# Data extract:
- - - -

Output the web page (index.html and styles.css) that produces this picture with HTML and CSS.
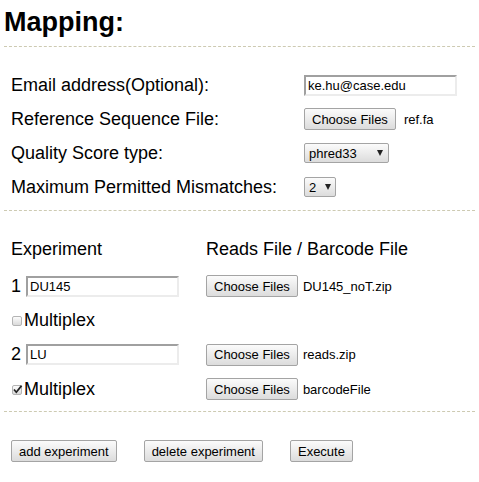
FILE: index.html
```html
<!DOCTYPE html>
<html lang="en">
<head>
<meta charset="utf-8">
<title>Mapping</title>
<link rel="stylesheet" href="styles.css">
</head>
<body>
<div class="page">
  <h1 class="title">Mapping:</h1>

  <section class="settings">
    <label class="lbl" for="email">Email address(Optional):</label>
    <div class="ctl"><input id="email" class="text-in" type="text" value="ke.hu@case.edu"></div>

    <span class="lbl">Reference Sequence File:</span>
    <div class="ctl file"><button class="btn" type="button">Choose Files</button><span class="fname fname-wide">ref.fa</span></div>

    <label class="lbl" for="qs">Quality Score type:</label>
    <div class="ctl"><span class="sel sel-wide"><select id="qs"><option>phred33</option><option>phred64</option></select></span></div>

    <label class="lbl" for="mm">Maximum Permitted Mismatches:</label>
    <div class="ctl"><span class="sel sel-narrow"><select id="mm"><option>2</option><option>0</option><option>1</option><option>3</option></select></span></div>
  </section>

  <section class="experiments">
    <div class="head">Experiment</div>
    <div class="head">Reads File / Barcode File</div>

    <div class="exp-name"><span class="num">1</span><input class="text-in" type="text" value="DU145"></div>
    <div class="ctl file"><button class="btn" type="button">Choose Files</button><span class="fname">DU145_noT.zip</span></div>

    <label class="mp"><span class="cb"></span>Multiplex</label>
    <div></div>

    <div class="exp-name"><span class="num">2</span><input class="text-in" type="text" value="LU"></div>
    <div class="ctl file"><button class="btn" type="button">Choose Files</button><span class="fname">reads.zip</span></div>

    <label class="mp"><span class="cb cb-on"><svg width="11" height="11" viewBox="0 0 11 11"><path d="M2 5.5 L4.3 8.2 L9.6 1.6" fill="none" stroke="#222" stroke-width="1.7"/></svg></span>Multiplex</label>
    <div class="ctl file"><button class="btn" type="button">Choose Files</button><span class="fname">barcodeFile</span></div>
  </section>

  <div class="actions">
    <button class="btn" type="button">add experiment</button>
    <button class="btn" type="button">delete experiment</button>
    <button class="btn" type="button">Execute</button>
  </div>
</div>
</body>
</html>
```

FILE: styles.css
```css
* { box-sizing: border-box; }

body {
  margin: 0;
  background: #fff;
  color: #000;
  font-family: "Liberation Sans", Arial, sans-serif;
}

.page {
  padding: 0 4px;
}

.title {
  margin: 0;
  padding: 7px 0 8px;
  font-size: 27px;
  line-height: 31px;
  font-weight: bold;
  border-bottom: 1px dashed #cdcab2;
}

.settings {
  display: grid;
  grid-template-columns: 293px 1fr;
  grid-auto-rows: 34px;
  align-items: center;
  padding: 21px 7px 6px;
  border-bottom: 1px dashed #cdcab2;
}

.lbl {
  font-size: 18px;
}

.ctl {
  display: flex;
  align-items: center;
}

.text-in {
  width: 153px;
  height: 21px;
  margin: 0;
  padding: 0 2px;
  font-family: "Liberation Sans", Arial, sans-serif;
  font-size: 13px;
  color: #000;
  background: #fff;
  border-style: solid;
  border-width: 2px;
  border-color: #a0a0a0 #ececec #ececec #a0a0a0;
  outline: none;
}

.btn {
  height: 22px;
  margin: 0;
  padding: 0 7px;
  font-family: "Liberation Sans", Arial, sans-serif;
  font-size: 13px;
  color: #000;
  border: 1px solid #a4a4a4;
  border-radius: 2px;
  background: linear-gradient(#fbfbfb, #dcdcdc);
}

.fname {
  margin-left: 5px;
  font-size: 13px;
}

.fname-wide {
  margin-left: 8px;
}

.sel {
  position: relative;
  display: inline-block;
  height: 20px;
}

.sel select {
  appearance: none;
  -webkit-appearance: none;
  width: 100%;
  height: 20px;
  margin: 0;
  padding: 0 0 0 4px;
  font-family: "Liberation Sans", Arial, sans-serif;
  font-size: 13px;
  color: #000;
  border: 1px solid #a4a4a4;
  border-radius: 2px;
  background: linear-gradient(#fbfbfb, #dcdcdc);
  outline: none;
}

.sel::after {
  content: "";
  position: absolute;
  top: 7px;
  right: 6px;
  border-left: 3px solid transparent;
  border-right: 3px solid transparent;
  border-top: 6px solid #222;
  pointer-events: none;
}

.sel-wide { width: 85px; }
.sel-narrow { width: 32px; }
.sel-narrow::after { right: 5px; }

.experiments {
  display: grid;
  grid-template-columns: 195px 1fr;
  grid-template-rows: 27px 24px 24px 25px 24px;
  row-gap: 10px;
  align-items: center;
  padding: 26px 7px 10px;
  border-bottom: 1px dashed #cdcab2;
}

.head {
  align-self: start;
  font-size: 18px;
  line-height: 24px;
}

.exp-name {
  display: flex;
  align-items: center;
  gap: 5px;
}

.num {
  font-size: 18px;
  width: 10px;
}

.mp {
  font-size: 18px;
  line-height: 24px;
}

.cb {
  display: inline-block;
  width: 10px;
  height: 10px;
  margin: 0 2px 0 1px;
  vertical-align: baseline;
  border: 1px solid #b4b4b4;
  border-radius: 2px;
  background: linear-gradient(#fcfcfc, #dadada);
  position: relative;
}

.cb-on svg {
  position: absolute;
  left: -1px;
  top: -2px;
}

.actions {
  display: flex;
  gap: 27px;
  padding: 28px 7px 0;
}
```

- - - -

Only the count is needed: the number of lines in the data that include the word "page".

3